After his own diagnosis, Joe said the emotional paralysis wasn’t so much from feeling sorry for himself as it was fear of the unknown. What was his future going to look like? Would his kids have to see him unable to care for himself like he did with his father?

Joe managed to get up every morning, though much slower than before, and went through the motions of life. But he was a shadow of himself, completely unmoored.

Thoughts of his own premature death regularly occupied his mind. That’s when he knew he hit bottom. He decided to “flip the switch” and focus on what he could change and to rise to this new challenge.

He sought out the advice of friends, new and old, including one who was dealing with a terminal illness. He realized he needed to “show up in life” for himself and his family, and due to changing circumstances in his business partnership, started planning for new beginnings. He also started seeing Dr. Picone.

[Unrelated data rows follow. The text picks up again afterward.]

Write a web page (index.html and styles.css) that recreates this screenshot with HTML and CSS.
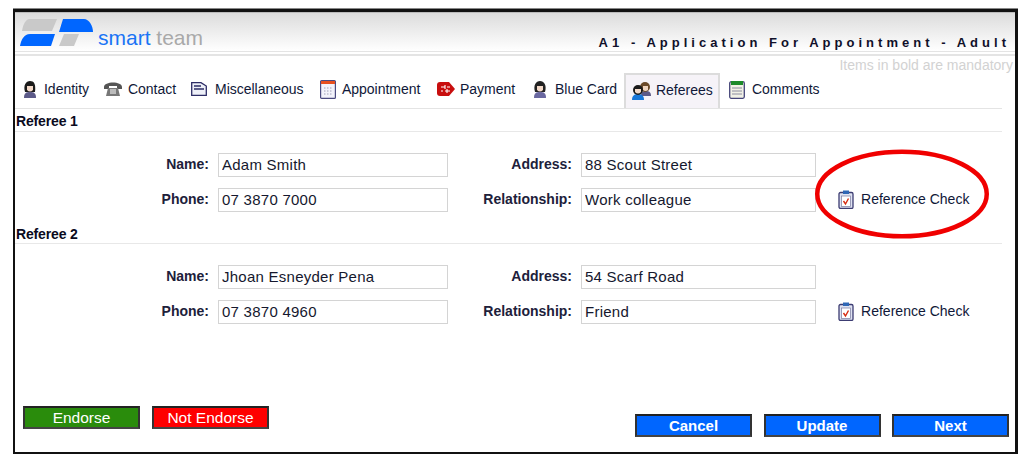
FILE: index.html
```html
<!DOCTYPE html>
<html lang="en">
<head>
<meta charset="utf-8">
<title>smart team</title>
<link rel="stylesheet" href="styles.css">
</head>
<body>
<main class="frame">
  <header class="header">
    <div class="brand">
      <svg class="logo" width="74" height="28" viewBox="0 0 74 28">
        <path d="M9 0H37L32 12H2C3 6 5 1 9 0Z" fill="#c9c9c9"/>
        <path d="M10 15H35L31 27H0C1 21 4 15 10 15Z" fill="#0066ff"/>
        <path d="M43 0H64C69 0 73 7 73 13H39Z" fill="#0066ff"/>
        <path d="M44 15H59L54 27H39Z" fill="#c9c9c9"/>
      </svg>
      <span class="brand-name"><span class="smart">smart</span> team</span>
    </div>
    <h1 class="title">A1 - Application For Appointment - Adult</h1>
  </header>
  <div class="rule"></div>
  <p class="mandatory">Items in bold are mandatory</p>
  <nav class="tabs">
    <a class="tab tab-identity"><svg width="16" height="18" viewBox="0 0 16 18"><path d="M2 18C2 13 4 12 8 12S14 13 14 18Z" fill="#5c5a88"/><path d="M3 12C1 5 4 1 8 1S14 4 13 12Z" fill="#1b1b1b"/><path d="M5 6H11V10Q8 13 5 10Z" fill="#f3d9c8"/></svg>Identity</a>
    <a class="tab tab-contact"><svg width="18" height="16" viewBox="0 0 18 16"><path d="M0 6C0 0 18 0 18 6V8H13V5H5V8H0Z" fill="#555"/><path d="M4 7H14L16 15H2Z" fill="#777"/><path d="M6 8H12V13H6Z" fill="#bbb"/></svg>Contact</a>
    <a class="tab tab-misc"><svg width="16" height="14" viewBox="0 0 16 14"><path d="M.7 13.3V.7H10L15.300 4V13.300Z" fill="#eef0f8" stroke="#2d2d66" stroke-width="1.300"/><path d="M3 4H10M3 7H13" stroke="#2d2d66" stroke-width="1.300"/></svg>Miscellaneous</a>
    <a class="tab tab-appt"><svg width="16" height="19" viewBox="0 0 16 19"><rect x=".6" y=".6" width="14.800" height="17.800" rx="1" fill="#f3f3fb" stroke="#4b4b80" stroke-width="1.200"/><path d="M1 1H15V4H1Z" fill="#e8501f"/><path d="M4 8H12M4 11H12M4 14H12" stroke="#a0a0b8" stroke-dasharray="1.500 1.500"/></svg>Appointment</a>
    <a class="tab tab-pay"><svg width="18" height="14" viewBox="0 0 18 14"><path d="M3 0H12L18 7L12 14H3Q0 14 0 11V3Q0 0 3 0Z" fill="#c80e0e"/><path d="M4 5H8M10 5H13M4 9H6M8 9H13M8 3V7M10 7V11" stroke="#fff" stroke-width="1.100"/></svg>Payment</a>
    <a class="tab tab-blue"><svg width="14" height="18" viewBox="0 0 14 18"><path d="M1 18C1 13 3 12 7 12S13 13 13 18Z" fill="#6a68a0"/><path d="M2 12C0 5 3 1 7 1S14 5 12 12Z" fill="#222"/><path d="M4 6H10V10Q7 13 4 10Z" fill="#f3d9c8"/></svg>Blue Card</a>
    <a class="tab tab-current"><svg width="19" height="19" viewBox="0 0 19 19"><path d="M9 15C9 11 11 10 14 10S19 11 19 15Z" fill="#5c5a88"/><circle cx="13" cy="6" r="5" fill="#6b4a2a"/><path d="M11 5H16V9Q13.500 11 11 9Z" fill="#f0d5c0"/><path d="M0 19C0 14 3 13 6 13S12 14 12 19Z" fill="#1877d8"/><circle cx="6" cy="9" r="5" fill="#1b1b1b"/><path d="M3 8H9V11Q6 14 3 11Z" fill="#f3d9c8"/></svg>Referees</a>
    <a class="tab tab-comments"><svg width="16" height="19" viewBox="0 0 16 19"><rect x=".7" y="1.700" width="14.600" height="16.600" rx="1.500" fill="#f1f1e6" stroke="#45457a" stroke-width="1.300"/><path d="M2 1H14V5H2Z" fill="#1d8a2a"/><path d="M3 8H13M3 11H13M3 14H13" stroke="#8c8ca0"/></svg>Comments</a>
  </nav>

  <section class="referee referee-one">
    <h2 class="referee-title">Referee 1</h2>
    <div class="fields">
      <label class="label">Name:</label>
      <input class="input input-left" value="Adam Smith">
      <label class="label">Address:</label>
      <input class="input input-right" value="88 Scout Street">
      <span></span>
      <label class="label">Phone:</label>
      <input class="input input-left" value="07 3870 7000">
      <label class="label">Relationship:</label>
      <input class="input input-right" value="Work colleague">
      <a class="check"><svg width="16" height="19" viewBox="0 0 16 19"><rect x="1" y="2.500" width="14" height="16" rx="1.500" fill="#dfe3f2" stroke="#3c3c72" stroke-width="1.300"/><rect x="3.500" y="6" width="9" height="10.500" fill="#fff" stroke="#7a7aa0" stroke-width=".7"/><path d="M5 0.500H11V4H5Z" fill="#2f67b5"/><path d="M5.500 11L7.500 14L10.500 8.500" fill="none" stroke="#d62a10" stroke-width="1.400"/></svg>Reference Check</a>
    </div>
  </section>

  <section class="referee referee-two">
    <h2 class="referee-title">Referee 2</h2>
    <div class="fields">
      <label class="label">Name:</label>
      <input class="input input-left" value="Jhoan Esneyder Pena">
      <label class="label">Address:</label>
      <input class="input input-right" value="54 Scarf Road">
      <span></span>
      <label class="label">Phone:</label>
      <input class="input input-left" value="07 3870 4960">
      <label class="label">Relationship:</label>
      <input class="input input-right" value="Friend">
      <a class="check"><svg width="16" height="19" viewBox="0 0 16 19"><rect x="1" y="2.500" width="14" height="16" rx="1.500" fill="#dfe3f2" stroke="#3c3c72" stroke-width="1.300"/><rect x="3.500" y="6" width="9" height="10.500" fill="#fff" stroke="#7a7aa0" stroke-width=".7"/><path d="M5 0.500H11V4H5Z" fill="#2f67b5"/><path d="M5.500 11L7.500 14L10.500 8.500" fill="none" stroke="#d62a10" stroke-width="1.400"/></svg>Reference Check</a>
    </div>
  </section>

  <footer class="actions">
    <div class="action-group group-left">
      <button class="btn btn-green">Endorse</button>
      <button class="btn btn-red">Not Endorse</button>
    </div>
    <div class="action-group group-right">
      <button class="btn btn-blue">Cancel</button>
      <button class="btn btn-blue">Update</button>
      <button class="btn btn-blue">Next</button>
    </div>
  </footer>

  <svg class="circle" width="176" height="92" viewBox="0 0 176 92"><ellipse cx="88" cy="46" rx="84.750" ry="42.250" fill="none" stroke="#f00000" stroke-width="4.500"/></svg>
</main>
</body>
</html>
```
FILE: styles.css
```css
* { box-sizing: border-box; }
html, body { margin: 0; padding: 0; background: #fff; }
body { font-family: "Liberation Sans", Arial, sans-serif; color: #101030; width: 1026px; height: 460px; overflow: hidden; }
.frame {
  position: relative;
  margin: 9px 0 0 13px;
  width: 1005px;
  height: 445px;
  border: 2px solid #111;
  border-top-width: 3px;
  border-right-width: 3px;
  box-shadow: 0 -1px 0 #888;
}
.header {
  display: flex;
  justify-content: space-between;
  align-items: flex-end;
  height: 39px;
  padding: 4px 5px 0 5px;
  background: linear-gradient(#dcdcdc, #fff);
  border-top: 1px solid #bbb;
}
.brand { display: flex; align-items: flex-end; }
.logo { display: block; margin-bottom: 4px; }
.brand-name { margin-left: 4px; font-size: 21px; line-height: 26px; color: #a9a9a9; }
.smart { color: #1a74f5; }
.title {
  margin: 0;
  font-size: 13px;
  line-height: 16px;
  font-weight: bold;
  letter-spacing: 4.02px;
  color: #10102a;
  white-space: nowrap;
}
.rule { height: 5px; border-top: 1px solid #e4e4e4; border-bottom: 2px solid #e4e4e4; }
.mandatory { margin: 1px 2px 0 0; height: 16px; font-size: 14px; line-height: 16px; text-align: right; color: #d2d2d2; }
.tabs {
  display: flex;
  height: 36px;
  width: 987px;
  border-bottom: 1px solid #e4e4e4;
}
.tab { display: flex; align-items: center; font-size: 14px; white-space: nowrap; color: #101838; height: 35px; padding-bottom: 3px; letter-spacing: -.02px; }
.tab svg { flex: none; }
.tab-identity { width: 85px; padding-left: 7px; gap: 6px; }
.tab-contact { width: 88px; padding-left: 4px; gap: 6px; }
.tab-misc { width: 130px; padding-left: 3px; gap: 8px; }
.tab-appt { width: 119px; padding-left: 2px; gap: 6px; }
.tab-pay { width: 95px; gap: 5px; padding-left: 0; }
.tab-blue { width: 92px; padding-left: 1px; gap: 8px; }
.tab-current { width: 96px; padding-left: 6px; gap: 5px; background: #f6f3f8; border: 2px solid #dcdcdc; border-bottom: 0; height: 35px; padding-bottom: 3px; }
.tab-comments { padding-left: 9px; gap: 7px; }
.referee-title {
  margin: 0;
  width: 987px;
  padding-left: 1px;
  height: 22px;
  font-size: 14px;
  line-height: 22px;
  font-weight: bold;
  color: #0a0a20;
  letter-spacing: -.15px;
  border-bottom: 1px solid #e8e8e8;
}
.referee-one { padding-top: 1px; }
.referee-two { margin-top: 11px; }
.referee-two .referee-title { height: 21px; }
.fields {
  display: grid;
  grid-template-columns: 194px 230px 115px 235px auto;
  column-gap: 9px;
  row-gap: 11px;
  align-items: center;
  margin-top: 21px;
}
.label { margin-bottom: 2px; font-size: 14px; font-weight: bold; text-align: right; color: #20203a; }
.input {
  height: 24px;
  width: 100%;
  padding: 0 3px 2px;
  border: 1.500px solid #d4d4d4;
  background: #fff;
  font-family: "Liberation Sans", Arial, sans-serif;
  font-size: 15px;
  color: #15182e;
  letter-spacing: .25px;
}
.check { display: flex; align-items: center; gap: 7px; margin: -2px 0 0 13px; font-size: 14px; color: #101838; white-space: nowrap; letter-spacing: .02px; }
.actions {
  position: absolute;
  left: 8px;
  right: 5px;
  bottom: 15px;
  display: flex;
  justify-content: space-between;
  align-items: flex-end;
}
.action-group { display: flex; }
.group-left { gap: 12px; margin-bottom: 8px; }
.group-right { gap: 11.5px; margin-right: 1px; }
.btn {
  width: 117px;
  height: 23px;
  padding: 0;
  border: 2px solid;
  border-color: #222 #333 #444 #333;
  font-family: "Liberation Sans", Arial, sans-serif;
  font-size: 15px;
  font-weight: bold;
  color: #fff;
}
.btn-green { background: #2a8c0c; font-weight: normal; font-size: 15.5px; }
.btn-red { background: #fe0000; font-weight: normal; font-size: 15.5px; }
.btn-blue { background: #0066ff; }
.circle { position: absolute; left: 799px; top: 136px; }
```
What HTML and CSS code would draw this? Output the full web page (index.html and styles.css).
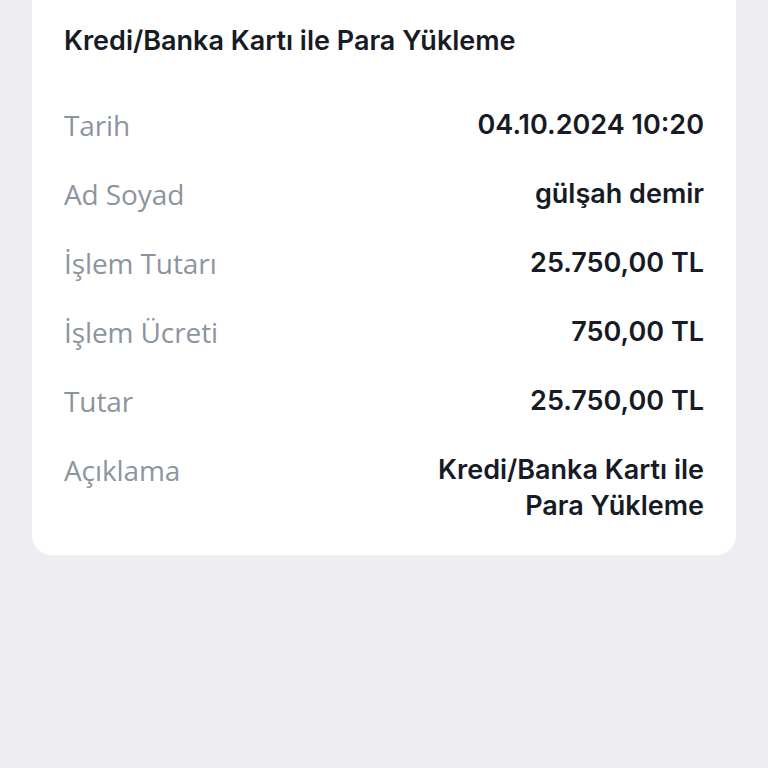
FILE: index.html
```html
<!DOCTYPE html>
<html lang="tr">
<head>
    <meta charset="UTF-8">
    <meta name="viewport" content="width=device-width, initial-scale=1.0">
    <title>İşlem Detayı</title>
    <link rel="stylesheet" href="styles.css">
</head>
<body>
    <div class="page">
        <div class="detail-card">
            <h1 class="card-title">Kredi/Banka Kartı ile Para Yükleme</h1>

            <div class="detail-list">
                <div class="detail-row">
                    <span class="detail-label">Tarih</span>
                    <span class="detail-value">04.10.2024 10:20</span>
                </div>
                <div class="detail-row">
                    <span class="detail-label">Ad Soyad</span>
                    <span class="detail-value">gülşah demir</span>
                </div>
                <div class="detail-row">
                    <span class="detail-label">İşlem Tutarı</span>
                    <span class="detail-value">25.750,00 TL</span>
                </div>
                <div class="detail-row">
                    <span class="detail-label">İşlem Ücreti</span>
                    <span class="detail-value">750,00 TL</span>
                </div>
                <div class="detail-row">
                    <span class="detail-label">Tutar</span>
                    <span class="detail-value">25.750,00 TL</span>
                </div>
                <div class="detail-row">
                    <span class="detail-label">Açıklama</span>
                    <span class="detail-value desc">Kredi/Banka Kartı ile<br>Para Yükleme</span>
                </div>
            </div>
        </div>
    </div>
</body>
</html>
```

FILE: styles.css
```css
* {
    margin: 0;
    padding: 0;
    box-sizing: border-box;
}

body {
    background: #eeeef2;
    font-family: Inter, 'Open Sans', sans-serif;
    color: #161b26;
    height: 100vh;
    overflow: hidden;
}

.page {
    padding: 0 32px;
}

.detail-card {
    background: #ffffff;
    border-radius: 0 0 20px 20px;
    padding: 23px 32px 31px;
}

.card-title {
    font-size: 27px;
    font-weight: 600;
    line-height: 36px;
    color: #161b26;
}

.detail-list {
    display: flex;
    flex-direction: column;
    gap: 33px;
    margin-top: 48px;
}

.detail-row {
    display: flex;
    justify-content: space-between;
    align-items: flex-start;
    font-size: 27px;
    line-height: 36px;
}

.detail-label {
    font-family: 'Open Sans', sans-serif;
    font-size: 28px;
    color: #8c94a1;
    font-weight: 400;
    letter-spacing: -0.1px;
}

.detail-value {
    font-weight: 600;
    color: #161b26;
    text-align: right;
}
```
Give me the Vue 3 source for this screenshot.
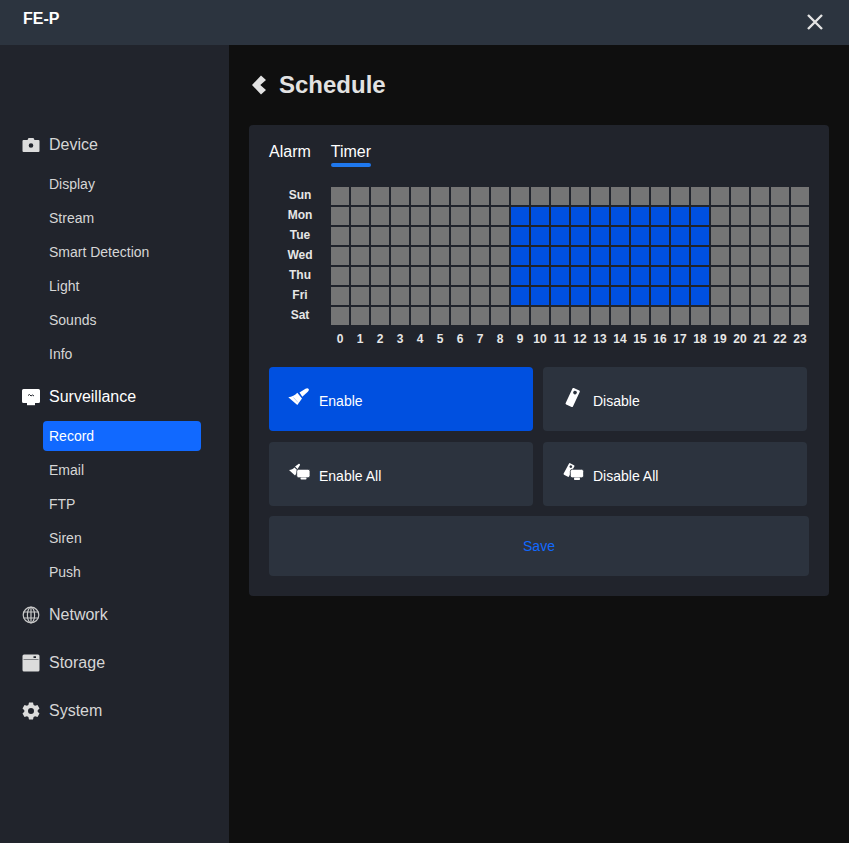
<template>
  <div class="app">
    <header class="topbar">
      <span class="title">FE-P</span>
      <svg class="close" viewBox="0 0 16 16" width="16" height="16">
        <path d="M1 1l14 14M15 1L1 15" stroke="#e4e4e4" stroke-width="2.4" fill="none" />
      </svg>
    </header>
    <div class="body">
      <aside class="sidebar">
        <div v-for="group in menu" :key="group.name" class="group">
          <div class="group-head" :class="{ current: group.name === 'Surveillance' }">
            <svg class="group-icon" viewBox="0 0 18 18" width="18" height="18" v-html="group.icon"></svg>
            <span>{{ group.name }}</span>
          </div>
          <ul v-if="group.items" class="sub">
            <li v-for="item in group.items" :key="item" :class="{ active: item === 'Record' }">{{ item }}</li>
          </ul>
        </div>
      </aside>
      <main class="content">
        <div class="page-head">
          <svg viewBox="0 0 16 22" width="16" height="22">
            <polygon points="1,11 10,1.500 15,6 9.300,11 15,16 10,20.500" fill="#e2e2e2" />
          </svg>
          <h1>Schedule</h1>
        </div>
        <section class="card">
          <div class="tabs">
            <span class="tab">Alarm</span>
            <span class="tab selected">Timer</span>
          </div>
          <div class="schedule">
            <template v-for="(day, d) in days" :key="day">
              <div class="day">{{ day }}</div>
              <div class="cells">
                <span
                  v-for="h in 24"
                  :key="h"
                  class="cell"
                  :class="{ on: isOn(d, h - 1) }"
                ></span>
              </div>
            </template>
            <div></div>
            <div class="hours">
              <span v-for="h in 24" :key="h">{{ h - 1 }}</span>
            </div>
          </div>
          <div class="actions">
            <button class="action primary">
              <svg viewBox="0 0 22 22" width="22" height="22">
                <path d="M11.500 4.500L17.500.8Q19.600-.2 20.600.9 21.400 2.200 19.800 3.800L14.300 8.800z" fill="#fff" />
                <path d="M.3 9.300C4 9 7 7.200 9.300 4.800L14 10.600 9.300 17z" fill="#fff" />
                <path d="M5.500 9.500l4.500 5" stroke="#9db8f0" stroke-width=".7" fill="none" />
              </svg>
              <span>Enable</span>
            </button>
            <button class="action">
              <svg viewBox="0 0 22 22" width="22" height="22">
                <path transform="rotate(25 10.700 9.500)" fill-rule="evenodd" d="M7.700.5h6a1 1 0 0 1 1 1v16a1 1 0 0 1-1 1h-6a1 1 0 0 1-1-1v-16a1 1 0 0 1 1-1zM10.700 2.200a1.800 1.800 0 1 0 0 3.600 1.800 1.800 0 0 0 0-3.600z" fill="#fff" />
              </svg>
              <span>Disable</span>
            </button>
            <button class="action lower">
              <svg viewBox="0 0 22 22" width="22" height="22">
                <path d="M1 7C3.500 6.800 5 6 6.500 4.500L10 8 7 12.500z" fill="#fff" />
                <path d="M7 3.500L10.500 1C11.500.5 12.500 1.500 11.800 2.500L9.500 6z" fill="#fff" />
                <rect x="8.700" y="6.300" width="13.300" height="8.500" rx="2" fill="#fff" stroke="#2c333e" stroke-width=".8" />
                <rect x="12.500" y="14.500" width="6" height="2" rx=".8" fill="#fff" />
              </svg>
              <span>Enable All</span>
            </button>
            <button class="action lower">
              <svg viewBox="0 0 22 22" width="22" height="22">
                <path transform="rotate(28 7 7)" fill-rule="evenodd" d="M4.800.5h4.400a.8.8 0 0 1 .8.8v11.400a.8.8 0 0 1-.8.8H4.800a.8.8 0 0 1-.8-.8V1.300a.8.8 0 0 1 .8-.8zM7 1.800a1.300 1.300 0 1 0 0 2.600 1.300 1.300 0 0 0 0-2.600z" fill="#fff" />
                <rect x="8.300" y="6.300" width="13.300" height="8.500" rx="2" fill="#fff" stroke="#2c333e" stroke-width=".8" />
                <rect x="12" y="14.500" width="6" height="2.500" rx=".8" fill="#fff" />
              </svg>
              <span>Disable All</span>
            </button>
          </div>
          <button class="save">Save</button>
        </section>
      </main>
    </div>
  </div>
</template>

<script setup>
const days = ['Sun', 'Mon', 'Tue', 'Wed', 'Thu', 'Fri', 'Sat']

// weekdays, 9:00 to 18:00
const isOn = (day, hour) => day >= 1 && day <= 5 && hour >= 9 && hour <= 18

const menu = [
  {
    name: 'Device',
    icon: '<path fill="#dcdcdc" fill-rule="evenodd" d="M1.500 4H5.500l1-2h5l1 2h4a1 1 0 0 1 1 1v10a1 1 0 0 1-1 1h-15a1 1 0 0 1-1-1V5a1 1 0 0 1 1-1zM9 7.200a2.300 2.300 0 1 0 0 4.600 2.300 2.300 0 0 0 0-4.600z"/>',
    items: ['Display', 'Stream', 'Smart Detection', 'Light', 'Sounds', 'Info'],
  },
  {
    name: 'Surveillance',
    icon: '<path fill="#fff" fill-rule="evenodd" d="M1.500 1h15A1.500 1.500 0 0 1 18 2.500v11a1.500 1.500 0 0 1-1.500 1.500h-15A1.500 1.500 0 0 1 0 13.500v-11A1.500 1.500 0 0 1 1.500 1z"/><rect x="5" y="15" width="8" height="2.200" fill="#fff"/><path d="M6 7.500l1.500-1 1.500 1.500 1.500-1 1.500 1" stroke="#21242c" stroke-width="1" fill="none"/>',
    items: ['Record', 'Email', 'FTP', 'Siren', 'Push'],
  },
  {
    name: 'Network',
    icon: '<g fill="none" stroke="#c8c8c8" stroke-width="1.200"><circle cx="9" cy="9" r="7.800"/><ellipse cx="9" cy="9" rx="3.600" ry="7.800"/><path d="M9 1v16M1.500 6h15M1.500 12h15"/></g>',
  },
  {
    name: 'Storage',
    icon: '<path fill="#dcdcdc" fill-rule="evenodd" d="M2 .500h14A1.500 1.500 0 0 1 17.500 2v14a1.500 1.500 0 0 1-1.500 1.500H2A1.500 1.500 0 0 1 .500 16V2A1.500 1.500 0 0 1 2 .500zM1.500 5v.6h15V5zM11.500 2.300v1.800h2.500V2.300z"/>',
  },
  {
    name: 'System',
    icon: '<path fill="#dcdcdc" fill-rule="evenodd" d="M7 .500h4l.600 2.500 1.500.800 2.400-.800 2 3.500-1.800 1.700v1.600l1.800 1.700-2 3.500-2.400-.800-1.500.800-.600 2.500H7l-.600-2.500-1.500-.800-2.400.800-2-3.500 1.800-1.700V8.200L.500 6.500l2-3.500 2.400.800L6.400 3zM9 6a3 3 0 1 0 0 6 3 3 0 0 0 0-6z"/>',
  },
]
</script>

<style scoped>
.app {
  width: 849px;
  height: 843px;
  display: flex;
  flex-direction: column;
  background: #0f0f0f;
  font-family: "Liberation Sans", Arial, sans-serif;
  overflow: hidden;
}

.topbar {
  height: 45px;
  flex: none;
  display: flex;
  align-items: center;
  justify-content: space-between;
  padding: 0 26px 4px 23px;
  box-sizing: border-box;
  background: #2c343f;
}

.title {
  font-size: 16px;
  font-weight: bold;
  color: #fff;
  position: relative;
  top: -2px;
}

.close {
  position: relative;
  top: 1px;
}

.body {
  flex: 1;
  display: flex;
  min-height: 0;
}

.sidebar {
  width: 229px;
  flex: none;
  box-sizing: border-box;
  padding-top: 75px;
  background: #21242c;
}

.group-head {
  height: 48px;
  box-sizing: border-box;
  padding: 2px 0 0 22px;
  display: flex;
  align-items: center;
  gap: 9px;
  font-size: 16px;
  color: #d6d6d6;
}

.group-head.current {
  color: #fff;
}

.sub {
  list-style: none;
  margin: 1px 0 3px;
  padding: 0;
  display: flex;
  flex-direction: column;
  gap: 4px;
}

.sub li {
  height: 30px;
  line-height: 30px;
  width: 158px;
  margin-left: 43px;
  padding-left: 6px;
  box-sizing: border-box;
  border-radius: 4px;
  font-size: 14px;
  color: #d6d6d6;
}

.sub li.active {
  background: #1169ff;
  color: #fff;
}

.content {
  flex: 1;
  padding: 0 20px;
}

.page-head {
  height: 80px;
  display: flex;
  align-items: center;
  gap: 12px;
  margin-left: 2px;
}

h1 {
  margin: 0;
  font-size: 24px;
  font-weight: bold;
  color: #e2e2e2;
}

.card {
  height: 471px;
  box-sizing: border-box;
  padding: 16px 20px 20px;
  border-radius: 4px;
  background: #21242c;
}

.tabs {
  display: flex;
  gap: 20px;
  height: 46px;
}

.tab {
  height: 26px;
  line-height: 22px;
  font-size: 16px;
  color: #fff;
}

.tab.selected {
  position: relative;
}

.tab.selected::after {
  content: "";
  position: absolute;
  left: 0;
  right: 0;
  bottom: 0;
  height: 4px;
  border-radius: 2px;
  background: #1f78ee;
}

.schedule {
  display: grid;
  grid-template-columns: 62px 478px;
  row-gap: 2px;
}

.day {
  text-align: center;
  font-size: 12px;
  font-weight: bold;
  line-height: 16px;
  color: #e6e6e6;
}

.cells {
  display: flex;
  gap: 2px;
}

.cell {
  width: 18px;
  height: 18px;
  background: #757575;
}

.cell.on {
  background: #0050e0;
}

.hours {
  display: flex;
  gap: 2px;
  margin-top: 5px;
  font-size: 12px;
  font-weight: bold;
  color: #e6e6e6;
}

.hours span {
  width: 18px;
  text-align: center;
}

.actions {
  display: grid;
  grid-template-columns: 264px 264px;
  gap: 11px 10px;
  margin-top: 21px;
}

.action {
  height: 64px;
  display: flex;
  align-items: center;
  gap: 9px;
  padding: 0 0 0 19px;
  border: none;
  border-radius: 4px;
  background: #2c333e;
  font-family: inherit;
  font-size: 14px;
  color: #fff;
}

.action span {
  position: relative;
  top: 2px;
}

.action.primary {
  background: #0050e0;
}

.save {
  display: block;
  width: 540px;
  height: 60px;
  margin-top: 10px;
  border: none;
  border-radius: 4px;
  background: #2c333e;
  font-family: inherit;
  font-size: 14px;
  color: #1169ff;
}
</style>

<style>
html,
body {
  margin: 0;
  background: #0f0f0f;
}
</style>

“The treatment I receive from Holy Name is excellent,” Joe said. “Dr. Picone is a leader and her style of treating patients impacts the rest of the staff so everyone is informative and compassionate. She asks about your whole life, not just your symptoms so your care really works for your lifestyle.”

Dr. Picone also explained the genetic component of MS.

“There is not a direct genetic transmission but there is an increased hereditary risk,” Dr. Picone said. “If a parent has MS, there is about a three to four percent higher risk of developing the disease compared to the general population. However, there are many environmental triggers that influence this, such as Epstein Barr virus exposure.”

Today, Joe is running a successful business venture. His children, ages 16, 14 and 10, are thriving and his relationship with Lulu is solid

.

“I’ve received so much support that it’s become my force to go forward,” Joe said. “Nothing is going to stop me and I’m going to be better than I was.”